Belindi:
Of all animals only men seek reasons. Other animals don't need to seek reasons as they either act from biological instincts or from stimuli and responses.
That may be, but, of course, we do. And so, questioning our demands for reasons is something we should consider.
Men reason in order that they may predict what lies ahead and thus augment our pleasures and keep ourselves safe.
That is only one way in which we reason. Philosophy did not begin with practical considerations but with wonder. It was a leisure activity, something that those who did not have practical demands could afford. Or so the story goes.
For those of us who believe that "the world" does not reason about stuff "Why did God create the world this way?" is senseless regarding both God, and "the world".

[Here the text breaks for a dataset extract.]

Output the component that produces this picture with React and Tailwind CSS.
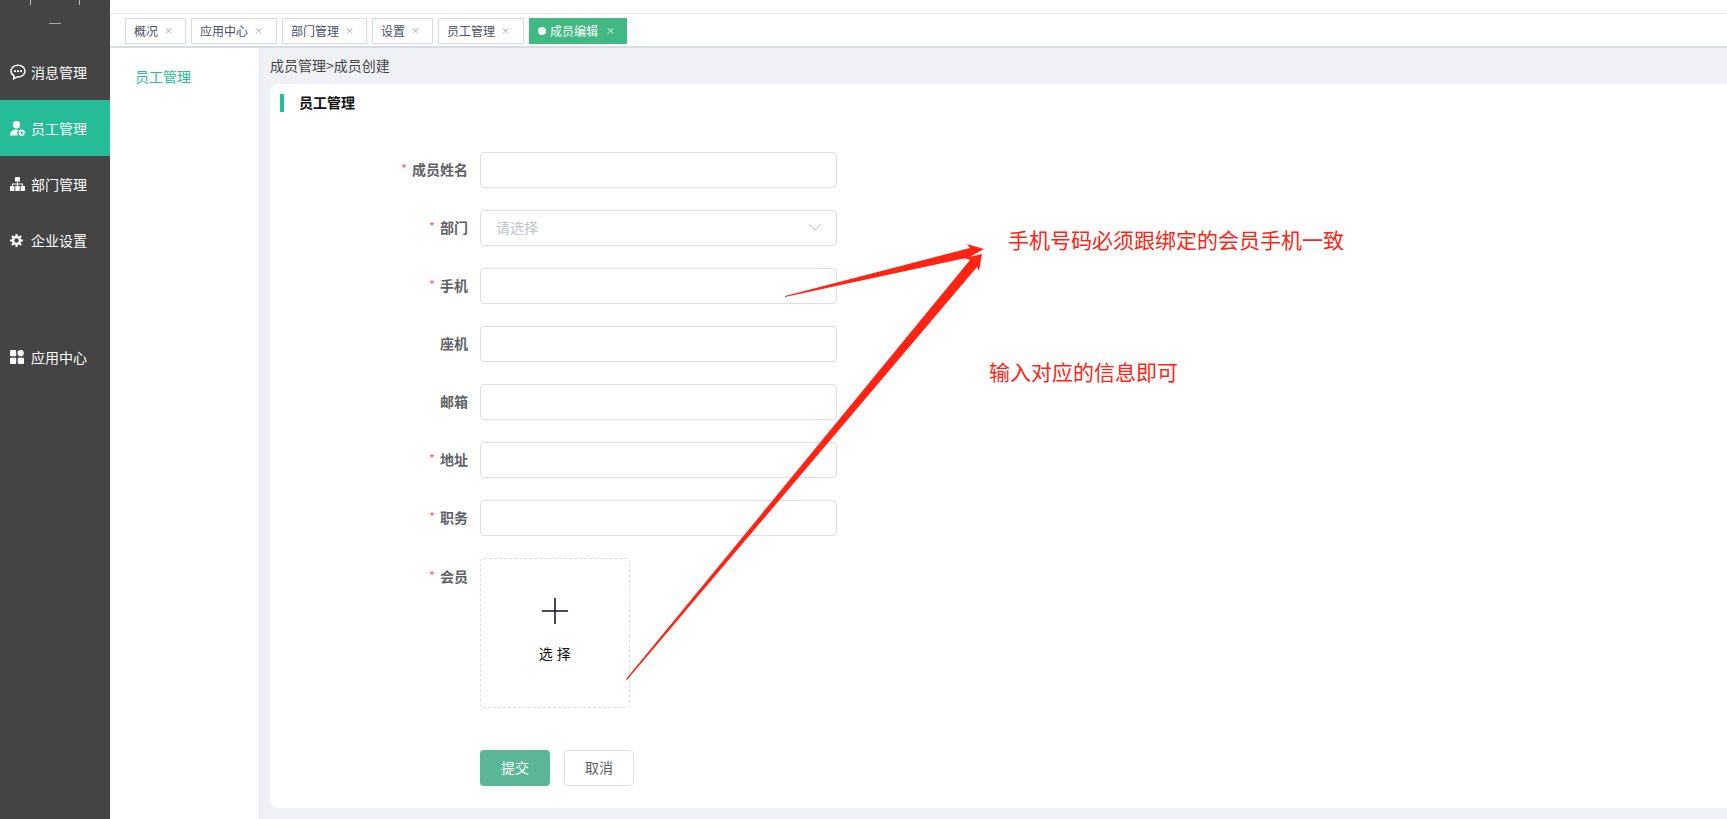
import React from 'react';

const font = { fontFamily: '"Noto Sans CJK SC", "Noto Sans", sans-serif' };

const menu = [
  { label: '消息管理', icon: 'chat' },
  { label: '员工管理', icon: 'user', active: true },
  { label: '部门管理', icon: 'org' },
  { label: '企业设置', icon: 'gear' },
  { label: '应用中心', icon: 'apps', mt: 'mt-[61px]' },
];

const tabs = [
  { label: '概况', w: 'w-[61px]' },
  { label: '应用中心', w: 'w-[86px]' },
  { label: '部门管理', w: 'w-[85px]' },
  { label: '设置', w: 'w-[61px]' },
  { label: '员工管理', w: 'w-[86px]' },
];

const fields = [
  { label: '成员姓名', required: true },
  { label: '部门', required: true, select: true },
  { label: '手机', required: true },
  { label: '座机' },
  { label: '邮箱' },
  { label: '地址', required: true },
  { label: '职务', required: true },
];

const MenuIcon = ({ type }) => {
  if (type === 'chat') {
    return (
      <svg width="16" height="16" viewBox="0 0 16 16" fill="none">
        <path d="M8 1.200C4.100 1.200 1 3.700 1 7c0 2.100 1.200 3.900 3.100 4.900L3.700 14.800l3.300-1.900c.3 0 .7.100 1 .1 3.900 0 7-2.700 7-6S11.900 1.200 8 1.200z" stroke="#fff" strokeWidth="1.500" />
        <circle cx="5" cy="7.200" r="1.100" fill="#fff" />
        <circle cx="8" cy="7.200" r="1.100" fill="#fff" />
        <circle cx="11" cy="7.200" r="1.100" fill="#fff" />
      </svg>
    );
  }
  if (type === 'user') {
    return (
      <svg width="15" height="15" viewBox="0 0 15 15" fill="#fff">
        <circle cx="6.500" cy="3.800" r="3.700" />
        <path d="M0 14.500c0-3.500 2.500-6 6-6 1 0 1.800.2 2.500.5-.9.800-1.400 1.900-1.400 3 0 1 .3 1.800.8 2.500H0z" />
        <circle cx="11.700" cy="11.700" r="2.200" fill="none" stroke="#fff" strokeWidth="1.800" />
      </svg>
    );
  }
  if (type === 'org') {
    return (
      <svg width="15" height="14" viewBox="0 0 15 14" fill="#fff">
        <rect x="5" y="0" width="5" height="4.500" />
        <rect x="7" y="4.500" width="1" height="2.500" />
        <rect x="2" y="6.500" width="11" height="1" />
        <rect x="2" y="7" width="1" height="2" />
        <rect x="12" y="7" width="1" height="2" />
        <rect x="7" y="7" width="1" height="2" />
        <rect x="0" y="9" width="4.400" height="5" />
        <rect x="5.300" y="9" width="4.400" height="5" />
        <rect x="10.600" y="9" width="4.400" height="5" />
      </svg>
    );
  }
  if (type === 'gear') {
    return (
      <svg width="13" height="13" viewBox="0 0 13 13" fill="none">
        <circle cx="6.500" cy="6.500" r="3.500" stroke="#fff" strokeWidth="2.400" />
        <path d="M6.500 0v2.500M6.500 10.500V13M0 6.500h2.500M10.500 6.500H13M1.900 1.900l1.800 1.800M9.300 9.300l1.800 1.800M1.900 11.100l1.800-1.800M9.300 3.700l1.800-1.800" stroke="#fff" strokeWidth="2" />
      </svg>
    );
  }
  return (
    <svg width="14" height="14" viewBox="0 0 14 14" fill="#fff">
      <rect x="0" y="0" width="6.200" height="6.200" rx="1" />
      <circle cx="10.700" cy="3.200" r="3.100" />
      <rect x="0" y="7.800" width="6.200" height="6.200" rx="1" />
      <rect x="7.800" y="7.800" width="6.200" height="6.200" rx="1" />
    </svg>
  );
};

const Label = ({ text, required }) => (
  <div className="w-[210px] pr-[12px] pb-[2px] flex justify-end items-center gap-[5px] text-[14px] leading-[20px] font-semibold text-[#606266]">
    {required && <span className="text-[#f56c6c] text-[13px] leading-[14px] font-normal">*</span>}
    <span>{text}</span>
  </div>
);

export default function App() {
  return (
    <div style={font} className="relative flex h-[819px] w-[1727px] overflow-hidden bg-white">
      {/* left menu */}
      <aside className="w-[110px] shrink-0 bg-[#444444] flex flex-col pt-[44px] relative">
        <div className="absolute left-[30px] top-0 w-px h-[5px] bg-[#bbbbbb]" />
        <div className="absolute left-[79px] top-0 w-px h-[5px] bg-[#bbbbbb]" />
        <div className="absolute left-[49px] top-[23px] w-[12px] h-px bg-[#aaaaaa]" />
        {menu.map((m) => (
          <div
            key={m.label}
            className={`h-[56px] ${m.mt || ''} ${m.active ? 'bg-[#26bc98]' : ''} flex items-center pl-[10px] text-white text-[14px]`}
          >
            <span className="w-[21px] flex items-center">
              <MenuIcon type={m.icon} />
            </span>
            {m.label}
          </div>
        ))}
      </aside>

      <div className="flex-1 flex flex-col min-w-0">
        <div className="h-[14px] border-b border-[#e4e6ec]" />
        {/* tabs */}
        <div className="h-[34px] border-b-2 border-[#d8dce5] flex items-start gap-[5px] pl-[15px] pt-[4px]">
          {tabs.map((t) => (
            <div
              key={t.label}
              className={`${t.w} h-[26px] border border-[#d8dce5] flex items-center pl-[8px] text-[12px] text-[#495060]`}
            >
              <span>{t.label}</span>
              <span className="ml-[6px] text-[9px] text-[#9a9ea8]">×</span>
            </div>
          ))}
          <div className="w-[98px] h-[26px] bg-[#42b983] flex items-center pl-[9px] text-[12px] text-white">
            <span className="w-[8px] h-[8px] rounded-full bg-white mr-[4px]" />
            <span>成员编辑</span>
            <span className="ml-[8px] text-[9px]">×</span>
          </div>
        </div>

        <div className="flex-1 flex min-h-0">
          {/* sub menu */}
          <div className="w-[150px] shrink-0 border-r border-[#e4e6ec] pl-[25px] pt-[18px] text-[14px] leading-[20px] text-[#26bc98]">
            员工管理
          </div>

          {/* main */}
          <main className="flex-1 min-w-0 bg-[#f0f1f5] pl-[10px] pb-[11px] flex flex-col">
            <div className="h-[36px] pb-[2px] flex items-center text-[14px] text-[#444444]">成员管理&gt;成员创建</div>
            <div className="flex-1 bg-white rounded-tl-[8px] rounded-bl-[8px]">
              <div className="flex items-center h-[18px] mt-[10px] ml-[10px]">
                <span className="w-[4px] h-[18px] bg-[#26bc98]" />
                <span className="ml-[15px] mb-[2px] text-[14px] font-semibold text-[#111111]">员工管理</span>
              </div>

              <div className="mt-[40px] flex flex-col gap-[22px]">
                {fields.map((f) => (
                  <div key={f.label} className="flex items-center">
                    <Label text={f.label} required={f.required} />
                    <div className="w-[357px] h-[36px] border border-[#dcdfe6] rounded-[4px] flex items-center justify-between pl-[15px] pr-[15px] pb-[2px] text-[14px] text-[#c0c4cc]">
                      {f.select && (
                        <>
                          <span>请选择</span>
                          <svg width="12" height="7" viewBox="0 0 12 7" fill="none">
                            <path d="M.5.5 6 6 11.500.5" stroke="#c0c4cc" />
                          </svg>
                        </>
                      )}
                    </div>
                  </div>
                ))}

                {/* upload */}
                <div className="flex items-start">
                  <div className="pt-[8px]">
                    <Label text="会员" required />
                  </div>
                  <div className="w-[150px] h-[150px] border border-dashed border-[#dcdfe6] rounded-[4px] flex flex-col items-center text-[#111111]">
                    <svg className="mt-[39px]" width="26" height="26" viewBox="0 0 26 26">
                      <path d="M13 0v26M0 13h26" stroke="#111122" strokeWidth="1.500" />
                    </svg>
                    <span className="mt-[19px] text-[14px] leading-[20px] tracking-[0.5px]">选 择</span>
                  </div>
                </div>
              </div>

              {/* buttons */}
              <div className="mt-[42px] ml-[210px] flex gap-[14px] text-[14px]">
                <div className="w-[70px] h-[36px] pb-[2px] rounded-[4px] bg-[#5cb698] text-white flex items-center justify-center">提交</div>
                <div className="w-[70px] h-[36px] pb-[2px] rounded-[4px] border border-[#dcdfe6] text-[#606266] flex items-center justify-center">取消</div>
              </div>
            </div>
          </main>
        </div>
      </div>

      {/* red annotations drawn over the page */}
      <svg className="absolute left-0 top-0 pointer-events-none" width="1727" height="819" viewBox="0 0 1727 819">
        <polygon points="785,296 970,248 967,244 984,249 962,261 966,258 785,297" fill="#ff2314" />
        <polygon points="626,679 970,260 965,258 982,254 979,271 977,267 627,680" fill="#ff2314" />
      </svg>
      <div className="absolute left-[1008px] top-[225px] text-[21px] leading-[28px] text-[#ff2314]">手机号码必须跟绑定的会员手机一致</div>
      <div className="absolute left-[989px] top-[357px] text-[21px] leading-[28px] text-[#ff2314]">输入对应的信息即可</div>
    </div>
  );
}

There is a persistent assumption that there must be a reason for everything. In the Hebrew Bible what is most fundamental is God’s will. One might ask why God wills as he does, but that assumes that God’s will is determined by reason. And that misses the point. From the Greeks we inherit the notion of cosmos - a well ordered whole, an intelligible order that can be known via intelligence. Thus Intelligence or Mind or God orders the whole and can be known by human intelligence or reason. The God of the Hebrew Bible is replaced by the God of Greek philosophy.
The problem is that although we can observe regularities we do not know that such regularities have always pertained or will continue to pertain invariantly forever. The dominance today of Determinism is not itself something unchanging. As has always been the case with the state of the art of knowledge, the present state is not complete, fixed, or unchanging. Under a belief in God we cannot conclude that God is not free, that God must conform to the laws of nature, that God must obey reason. Under a rejection of God we cannot conclude that things as they are is the way they must be according to laws of nature or reason.